The Jazz World from 1945-1965 would have been unimaginable without him let alone a far poorer place.
I suppose that it is understandable from a man who had to deal with contentious criticism during every step of his career, but the part I find most difficult to reconcile is Granz’s bitterness, largely, it seems over being unappreciated.
Although understandable to some extent because of the way in which he was hacked and wacked over his career for what he didn’t do [or should have done, according to some], and rarely praised for what he did do, it seems to me that Norman Granz made the human and distressing mistake of expecting gratitude.
I mean as is written in The New Testament’s Saint Luke, Jesus Christ healed ten lepers in one afternoon, only one stopped to thank him.
And the Roman Emperor and Philosopher, Marcus Aurelius wrote in his diary: “I am going to meet people today who talk too much - people who are selfish, egotistical, ungrateful. But I won’t be surprised or disturbed, for I couldn’t imagine a world without such people.”
It’s natural for people to forget to be grateful; so, if we go around expecting gratitude, we are headed straight for a lot of heartache.

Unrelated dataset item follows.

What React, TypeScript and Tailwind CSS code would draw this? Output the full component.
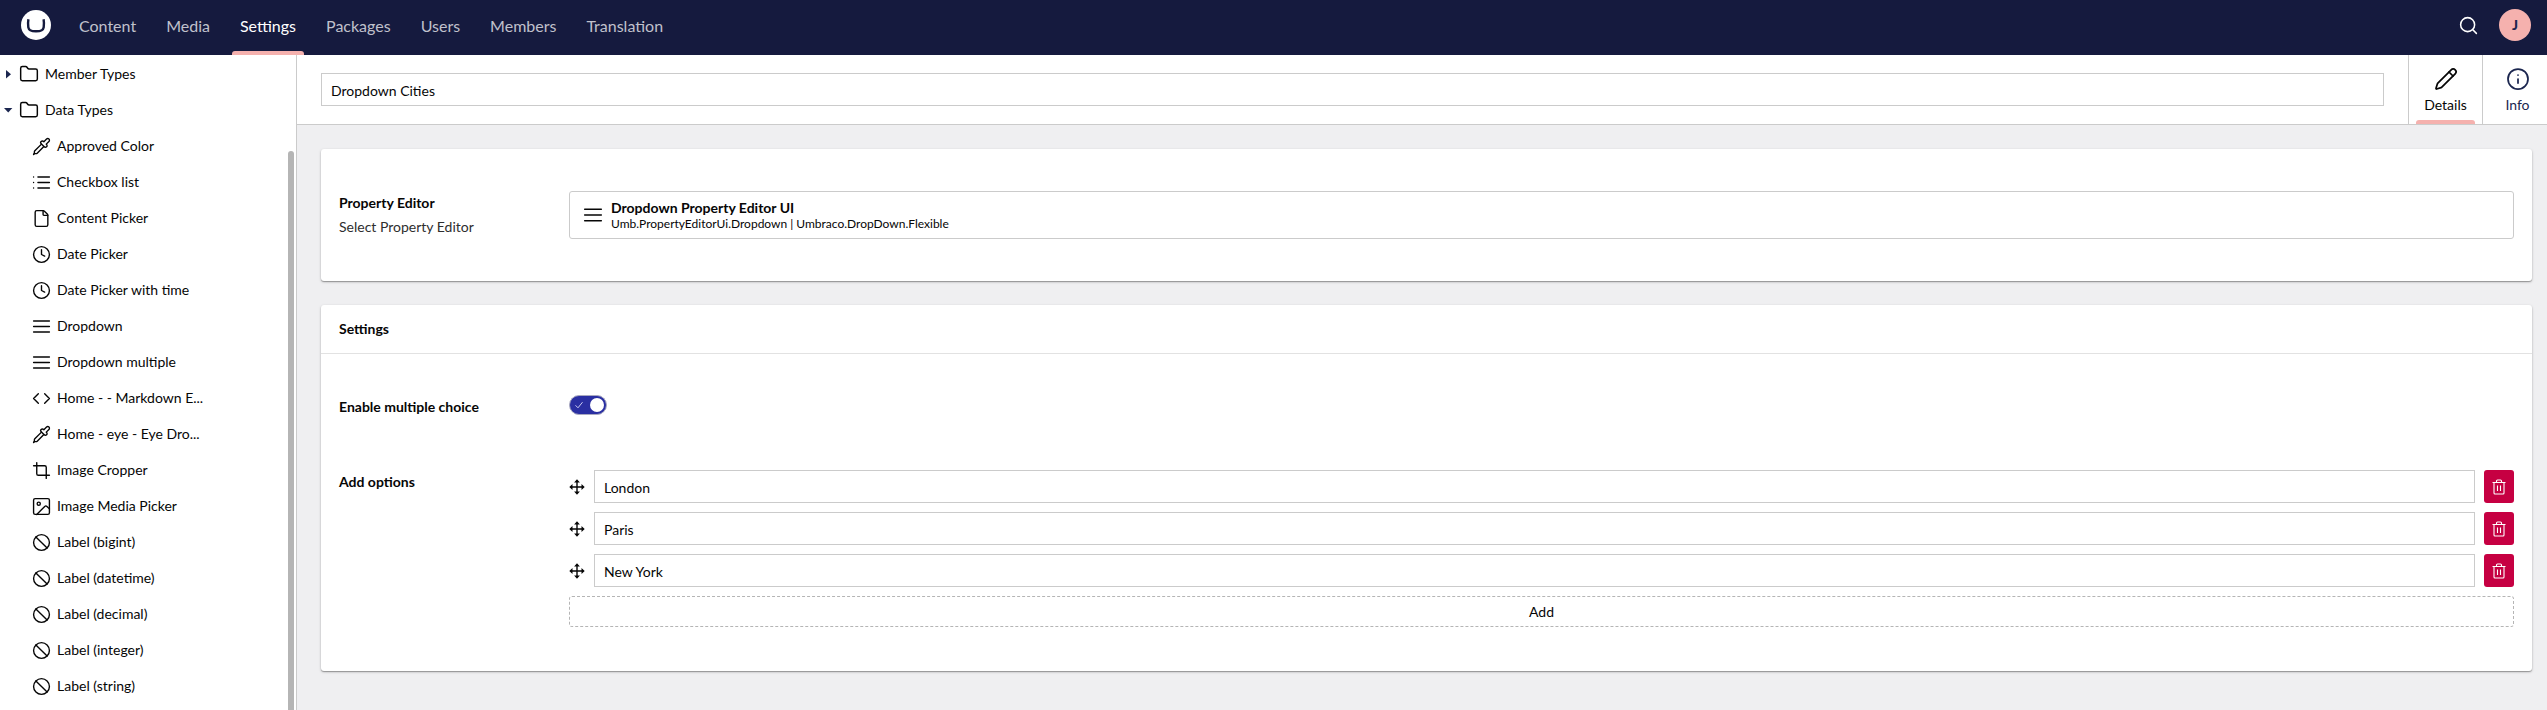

Besides, Norman had the last laugh, for as Mr. Hershorn explains:
“[Norman Granz]... was not so burdened with work that it could interfere with his enjoyment of the good life in an environment rather like that of Southern California, where others shared his zest for fine art, music, food, wine, clothes, and a bohemian pace of life. After the sale of Verve Records, he enjoyed an unprecedented degree of financial independence, and numerous European cities became personally familiar to him. He maintained tastefully appointed apartments in London, Paris, and Geneva, and he had places to stay at La Colombe d'Or in Saint Paul de Vence in the south of France, the Algonquin Hotel in New York, and the Beverly Hills Tennis Club when he was in town on business. The south of France, where some of the country's (and the world's) most renowned artists were living, was not far from Geneva, so he could regularly mix with them as well as with film stars, musicians, writers, and restaurateurs.” [p. 296].
There are few who have lived the Jazz life and ever enjoyed such amenities.
But then, as Mr. Hershorn’s biography superbly reveals, Norman Granz was a one-of-a-kind; he was the epitome of sui generis and as such he created a world for himself a world in which such comforts and joys were the rule rather than the exception.